Passion is being prepared to start the conversation about paying for college early in the process. You understand it’s a stressful subject and you want to ease everyone’s minds as much as possible. You effectively communicate how the process works and the value your school offers. Pressure is the feeling that parents have when their son or daughter really likes a school with a high cost of attendance, and they have no idea how they will be able to afford it.

Passion is when you listen to your recruit reveal an objection, get clarification, and become a problem solver. Pressure is when you try to move the recruitment process forward without acknowledging a problem or concern exists.

Passion means you never make a recruit feel bad for questioning something you say or indicating that they’ve heard something that’s causing them to have concerns about your institution. On the other hand, if you rely on pressure as part of your pitch, you seem to always make a recruit feel bad when they seem to be leaning towards picking another school.

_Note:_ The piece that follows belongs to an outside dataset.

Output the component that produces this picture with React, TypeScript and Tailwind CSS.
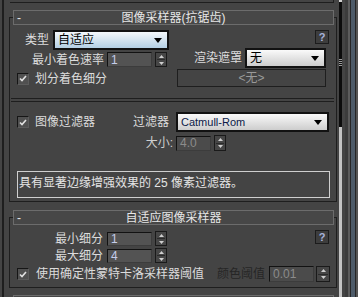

In short, you turn up the pressure.

Passion is involving the parents in all aspects of the recruiting message, which is what most prospects want according to our research.  Pressure is what that recruit feels back at home when you don’t do that, and they want to pick your college but don’t feel like they can because mom and dad never really got to know you as well as a competing school that they’re going to settle on.

That’s a short list, but an important list.

Those who have passion are able to create meaningful long-term relationships with their recruits. If you don’t display that 7-letter word during the process, your recruits won’t either.

So, I have two questions for you now. What are you going to do with this information? And, how will it change the way you recruit this current class of prospects?